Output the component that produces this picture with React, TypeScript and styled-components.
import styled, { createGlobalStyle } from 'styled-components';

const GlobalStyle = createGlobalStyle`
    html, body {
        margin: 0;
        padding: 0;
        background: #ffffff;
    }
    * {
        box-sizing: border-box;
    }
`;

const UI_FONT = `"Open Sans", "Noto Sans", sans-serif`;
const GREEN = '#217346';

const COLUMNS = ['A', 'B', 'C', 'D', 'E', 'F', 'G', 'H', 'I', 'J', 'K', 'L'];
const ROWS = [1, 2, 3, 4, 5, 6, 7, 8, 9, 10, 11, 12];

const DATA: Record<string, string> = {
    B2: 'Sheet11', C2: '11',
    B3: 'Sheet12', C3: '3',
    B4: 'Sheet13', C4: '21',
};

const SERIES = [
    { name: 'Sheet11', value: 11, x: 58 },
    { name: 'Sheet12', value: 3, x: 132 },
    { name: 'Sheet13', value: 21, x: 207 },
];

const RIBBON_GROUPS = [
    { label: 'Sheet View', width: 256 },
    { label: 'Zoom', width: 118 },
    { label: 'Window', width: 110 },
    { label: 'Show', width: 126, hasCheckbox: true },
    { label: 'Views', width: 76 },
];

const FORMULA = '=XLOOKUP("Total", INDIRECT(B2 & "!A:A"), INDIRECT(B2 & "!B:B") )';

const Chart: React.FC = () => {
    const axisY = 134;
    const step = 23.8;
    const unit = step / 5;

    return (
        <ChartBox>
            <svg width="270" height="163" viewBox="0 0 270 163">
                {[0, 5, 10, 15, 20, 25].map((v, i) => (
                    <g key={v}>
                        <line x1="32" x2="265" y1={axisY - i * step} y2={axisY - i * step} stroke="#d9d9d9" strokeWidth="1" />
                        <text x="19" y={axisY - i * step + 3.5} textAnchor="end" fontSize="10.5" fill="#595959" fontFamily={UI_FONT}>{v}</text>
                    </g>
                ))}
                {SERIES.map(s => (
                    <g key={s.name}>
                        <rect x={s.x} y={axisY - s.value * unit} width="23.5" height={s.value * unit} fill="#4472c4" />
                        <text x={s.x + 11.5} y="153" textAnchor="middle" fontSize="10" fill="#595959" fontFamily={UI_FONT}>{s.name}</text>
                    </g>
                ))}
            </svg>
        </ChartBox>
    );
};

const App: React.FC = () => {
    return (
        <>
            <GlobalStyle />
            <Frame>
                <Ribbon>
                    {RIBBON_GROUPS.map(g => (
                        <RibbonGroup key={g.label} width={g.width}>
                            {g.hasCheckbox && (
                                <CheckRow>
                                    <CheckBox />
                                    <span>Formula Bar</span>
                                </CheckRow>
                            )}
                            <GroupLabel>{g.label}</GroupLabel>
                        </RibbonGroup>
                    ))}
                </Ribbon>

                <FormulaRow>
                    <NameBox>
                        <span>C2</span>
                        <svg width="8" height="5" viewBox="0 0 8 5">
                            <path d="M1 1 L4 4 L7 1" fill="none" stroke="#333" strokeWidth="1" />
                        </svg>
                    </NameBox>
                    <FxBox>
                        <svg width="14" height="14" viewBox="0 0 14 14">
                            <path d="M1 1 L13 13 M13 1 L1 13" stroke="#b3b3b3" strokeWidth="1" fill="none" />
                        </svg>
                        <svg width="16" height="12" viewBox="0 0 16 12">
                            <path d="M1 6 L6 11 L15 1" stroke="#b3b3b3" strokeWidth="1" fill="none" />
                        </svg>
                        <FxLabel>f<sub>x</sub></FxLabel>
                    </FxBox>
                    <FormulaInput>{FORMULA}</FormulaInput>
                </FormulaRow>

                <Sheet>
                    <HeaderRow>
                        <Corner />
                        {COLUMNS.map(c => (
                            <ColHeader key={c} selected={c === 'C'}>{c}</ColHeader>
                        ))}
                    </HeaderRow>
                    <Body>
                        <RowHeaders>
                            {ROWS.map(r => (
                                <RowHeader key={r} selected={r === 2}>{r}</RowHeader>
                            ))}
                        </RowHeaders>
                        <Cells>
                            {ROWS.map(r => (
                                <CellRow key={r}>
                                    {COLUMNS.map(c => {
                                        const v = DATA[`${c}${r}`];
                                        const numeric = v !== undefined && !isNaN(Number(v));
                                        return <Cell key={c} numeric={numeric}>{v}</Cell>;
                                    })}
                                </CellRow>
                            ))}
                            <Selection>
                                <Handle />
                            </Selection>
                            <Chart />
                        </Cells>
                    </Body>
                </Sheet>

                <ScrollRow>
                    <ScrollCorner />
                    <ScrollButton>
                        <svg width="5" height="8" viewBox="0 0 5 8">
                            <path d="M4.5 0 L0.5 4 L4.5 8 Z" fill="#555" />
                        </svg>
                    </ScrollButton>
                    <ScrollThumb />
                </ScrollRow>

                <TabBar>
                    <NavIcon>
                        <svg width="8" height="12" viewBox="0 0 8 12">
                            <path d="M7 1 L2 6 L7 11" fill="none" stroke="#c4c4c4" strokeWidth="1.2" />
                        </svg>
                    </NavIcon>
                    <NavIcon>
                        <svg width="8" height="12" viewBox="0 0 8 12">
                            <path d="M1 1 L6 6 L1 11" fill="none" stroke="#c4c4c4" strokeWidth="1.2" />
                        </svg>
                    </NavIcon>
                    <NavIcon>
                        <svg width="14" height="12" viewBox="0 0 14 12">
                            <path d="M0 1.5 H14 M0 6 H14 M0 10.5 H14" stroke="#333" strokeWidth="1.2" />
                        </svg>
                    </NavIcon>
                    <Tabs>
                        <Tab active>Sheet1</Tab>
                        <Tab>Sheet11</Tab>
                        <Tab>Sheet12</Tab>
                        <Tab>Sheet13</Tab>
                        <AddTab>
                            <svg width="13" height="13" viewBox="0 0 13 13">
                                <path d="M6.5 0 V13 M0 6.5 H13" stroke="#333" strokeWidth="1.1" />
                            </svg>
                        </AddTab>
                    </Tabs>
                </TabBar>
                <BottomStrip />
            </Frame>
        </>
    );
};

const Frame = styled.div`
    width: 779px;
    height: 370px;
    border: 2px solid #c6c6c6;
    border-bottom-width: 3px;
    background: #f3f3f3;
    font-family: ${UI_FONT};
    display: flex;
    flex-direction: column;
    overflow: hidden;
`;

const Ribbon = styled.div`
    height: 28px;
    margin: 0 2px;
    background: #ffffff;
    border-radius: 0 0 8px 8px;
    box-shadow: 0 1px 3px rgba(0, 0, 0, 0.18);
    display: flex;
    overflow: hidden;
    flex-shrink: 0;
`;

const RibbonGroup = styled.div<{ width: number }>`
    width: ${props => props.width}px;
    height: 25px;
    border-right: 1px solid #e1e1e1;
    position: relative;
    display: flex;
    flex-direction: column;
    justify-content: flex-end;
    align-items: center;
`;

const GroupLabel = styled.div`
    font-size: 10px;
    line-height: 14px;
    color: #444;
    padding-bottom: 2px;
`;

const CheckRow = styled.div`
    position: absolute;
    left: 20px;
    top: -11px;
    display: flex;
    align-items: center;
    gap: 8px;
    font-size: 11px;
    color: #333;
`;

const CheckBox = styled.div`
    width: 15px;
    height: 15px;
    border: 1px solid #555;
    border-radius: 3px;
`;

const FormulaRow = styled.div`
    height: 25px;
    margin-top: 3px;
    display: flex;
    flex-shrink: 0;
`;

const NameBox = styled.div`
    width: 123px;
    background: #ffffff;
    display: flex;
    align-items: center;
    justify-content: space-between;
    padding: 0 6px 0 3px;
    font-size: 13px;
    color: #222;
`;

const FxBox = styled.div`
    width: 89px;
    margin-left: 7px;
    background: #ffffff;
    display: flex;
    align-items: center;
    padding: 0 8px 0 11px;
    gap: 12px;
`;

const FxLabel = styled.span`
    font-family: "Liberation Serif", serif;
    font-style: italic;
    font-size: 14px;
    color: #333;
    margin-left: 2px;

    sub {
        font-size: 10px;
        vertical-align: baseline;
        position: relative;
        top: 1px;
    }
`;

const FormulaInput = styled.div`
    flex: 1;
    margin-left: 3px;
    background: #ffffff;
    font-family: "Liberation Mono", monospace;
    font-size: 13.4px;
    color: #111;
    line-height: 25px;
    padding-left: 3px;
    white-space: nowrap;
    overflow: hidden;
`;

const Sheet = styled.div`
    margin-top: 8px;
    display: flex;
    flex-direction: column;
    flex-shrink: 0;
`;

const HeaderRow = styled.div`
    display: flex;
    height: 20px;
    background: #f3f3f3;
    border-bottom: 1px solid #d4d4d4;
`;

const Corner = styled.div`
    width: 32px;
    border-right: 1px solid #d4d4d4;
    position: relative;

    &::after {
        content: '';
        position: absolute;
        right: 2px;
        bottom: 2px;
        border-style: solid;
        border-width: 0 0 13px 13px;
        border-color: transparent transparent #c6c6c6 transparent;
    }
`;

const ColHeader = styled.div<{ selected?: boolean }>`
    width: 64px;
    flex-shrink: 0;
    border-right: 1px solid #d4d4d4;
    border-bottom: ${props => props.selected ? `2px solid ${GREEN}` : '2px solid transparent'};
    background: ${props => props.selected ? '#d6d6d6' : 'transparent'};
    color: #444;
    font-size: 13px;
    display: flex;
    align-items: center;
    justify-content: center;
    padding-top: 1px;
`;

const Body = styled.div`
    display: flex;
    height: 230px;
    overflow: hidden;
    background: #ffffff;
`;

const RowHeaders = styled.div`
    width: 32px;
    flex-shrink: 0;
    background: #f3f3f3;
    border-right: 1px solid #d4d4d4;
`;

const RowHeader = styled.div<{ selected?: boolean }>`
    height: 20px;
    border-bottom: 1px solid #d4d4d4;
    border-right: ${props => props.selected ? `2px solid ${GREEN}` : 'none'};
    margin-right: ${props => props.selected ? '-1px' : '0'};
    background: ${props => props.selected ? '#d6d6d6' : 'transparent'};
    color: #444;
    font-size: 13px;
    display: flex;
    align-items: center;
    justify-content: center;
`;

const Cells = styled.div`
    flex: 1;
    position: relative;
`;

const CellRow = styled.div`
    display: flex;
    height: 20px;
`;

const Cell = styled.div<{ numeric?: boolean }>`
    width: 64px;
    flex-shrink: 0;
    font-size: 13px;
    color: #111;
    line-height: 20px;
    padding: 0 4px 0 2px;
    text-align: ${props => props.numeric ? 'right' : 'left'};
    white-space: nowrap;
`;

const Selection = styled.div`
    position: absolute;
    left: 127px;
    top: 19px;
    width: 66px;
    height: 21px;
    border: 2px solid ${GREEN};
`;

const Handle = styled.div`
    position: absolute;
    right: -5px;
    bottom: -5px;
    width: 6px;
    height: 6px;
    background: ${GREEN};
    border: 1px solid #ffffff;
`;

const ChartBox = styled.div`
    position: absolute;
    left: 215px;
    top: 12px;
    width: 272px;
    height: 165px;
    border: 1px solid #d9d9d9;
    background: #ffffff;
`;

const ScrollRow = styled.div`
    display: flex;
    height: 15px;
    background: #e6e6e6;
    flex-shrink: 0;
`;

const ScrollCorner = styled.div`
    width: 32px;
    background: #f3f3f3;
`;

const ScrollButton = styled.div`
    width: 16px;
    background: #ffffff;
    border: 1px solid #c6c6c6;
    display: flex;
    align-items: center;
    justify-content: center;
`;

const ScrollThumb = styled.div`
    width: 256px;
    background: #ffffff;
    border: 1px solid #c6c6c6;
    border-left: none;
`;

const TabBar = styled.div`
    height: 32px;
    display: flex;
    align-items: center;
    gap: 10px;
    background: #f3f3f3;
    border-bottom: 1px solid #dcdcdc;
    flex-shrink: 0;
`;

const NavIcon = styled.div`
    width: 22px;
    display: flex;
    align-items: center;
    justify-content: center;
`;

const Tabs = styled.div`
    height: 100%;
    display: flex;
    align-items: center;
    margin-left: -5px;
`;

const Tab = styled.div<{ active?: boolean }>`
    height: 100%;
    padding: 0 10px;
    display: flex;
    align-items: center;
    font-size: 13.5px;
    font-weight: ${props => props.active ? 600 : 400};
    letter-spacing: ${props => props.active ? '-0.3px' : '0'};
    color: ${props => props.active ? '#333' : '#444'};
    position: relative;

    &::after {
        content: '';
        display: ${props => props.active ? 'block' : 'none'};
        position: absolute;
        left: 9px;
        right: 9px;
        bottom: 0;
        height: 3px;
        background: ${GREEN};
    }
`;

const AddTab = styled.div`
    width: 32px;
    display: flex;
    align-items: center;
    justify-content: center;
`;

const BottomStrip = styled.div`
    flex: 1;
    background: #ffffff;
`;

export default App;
* * * * *
• **Requirements**:
Quote the listing word for word from its first line through the line in which "const unit = step / 5;" appears.

• **Written solution**:
Output the component that produces this picture with React, TypeScript and styled-components.
import styled, { createGlobalStyle } from 'styled-components';

const GlobalStyle = createGlobalStyle`
    html, body {
        margin: 0;
        padding: 0;
        background: #ffffff;
    }
    * {
        box-sizing: border-box;
    }
`;

const UI_FONT = `"Open Sans", "Noto Sans", sans-serif`;
const GREEN = '#217346';

const COLUMNS = ['A', 'B', 'C', 'D', 'E', 'F', 'G', 'H', 'I', 'J', 'K', 'L'];
const ROWS = [1, 2, 3, 4, 5, 6, 7, 8, 9, 10, 11, 12];

const DATA: Record<string, string> = {
    B2: 'Sheet11', C2: '11',
    B3: 'Sheet12', C3: '3',
    B4: 'Sheet13', C4: '21',
};

const SERIES = [
    { name: 'Sheet11', value: 11, x: 58 },
    { name: 'Sheet12', value: 3, x: 132 },
    { name: 'Sheet13', value: 21, x: 207 },
];

const RIBBON_GROUPS = [
    { label: 'Sheet View', width: 256 },
    { label: 'Zoom', width: 118 },
    { label: 'Window', width: 110 },
    { label: 'Show', width: 126, hasCheckbox: true },
    { label: 'Views', width: 76 },
];

const FORMULA = '=XLOOKUP("Total", INDIRECT(B2 & "!A:A"), INDIRECT(B2 & "!B:B") )';

const Chart: React.FC = () => {
    const axisY = 134;
    const step = 23.8;
    const unit = step / 5;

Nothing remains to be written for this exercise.